Snow returned a month later, but chemotherapy treatments clearly took a toll on him. The only surprise in his August 31 announcement that he'd be stepping down on September 14 was his insistence that the move wasn't motivated by his health. Instead, he said he was leaving because he could make more money outside the government.

Despite her previous lack of enthusiasm about the job, Perino didn't hesitate when the prospect of taking over as the permanent press secretary presented itself. "I was humbled that they asked me," she allows, adding, "I think I'm in a good position with the experience I have, but more importantly, because of the team I have surrounding me at the White House." While she's looking forward to the challenge, she claims to be "a little overwhelmed" — a contention that would be more credible if she didn't deliver it with such brisk efficiency.

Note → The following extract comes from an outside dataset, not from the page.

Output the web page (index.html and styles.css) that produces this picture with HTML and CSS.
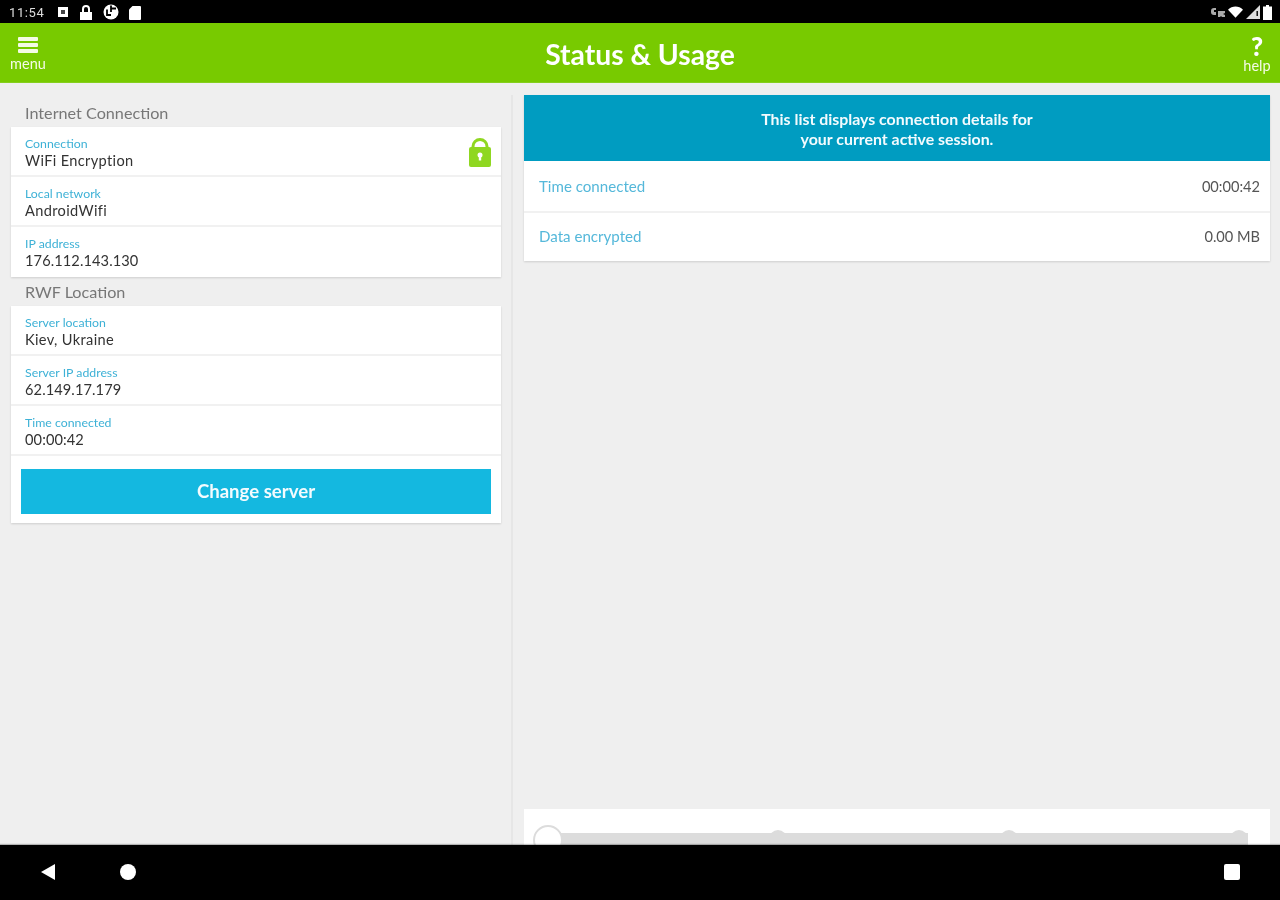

Perino speaks in glowing terms of her formative years in Denver, where much of her family remains; her mother lives in the Washington Park area, her father resides in east metro (he "runs a little convenience store in his retirement," she notes), and her sister and brother-in-law call Governor's Park home. She attended Ponderosa High School before heading south to the University of Southern Colorado in Pueblo, emerging in 1994 with a bachelor's in mass communications and minors in political science and Spanish. Yes, Tom Tancredo boosters: She's capable of conducting briefings en español.

From there, Perino headed to the University of Illinois-Springfield, where she earned a master's in public-affairs reporting. Upon graduation, she returned to Colorado, only to be offered a D.C.-based staff-assistant job for Republican congressman Scott McInnis. "I thought, I'm not moving to Washington," she recalls. "I had just paid all this money to get a graduate degree in reporting. But I slept on it, prayed about it, and woke up one day and said, 'I'm going to Washington.'" She worked for McInnis and, subsequently, the late Republican representative Dan Schaefer, serving as his press secretary.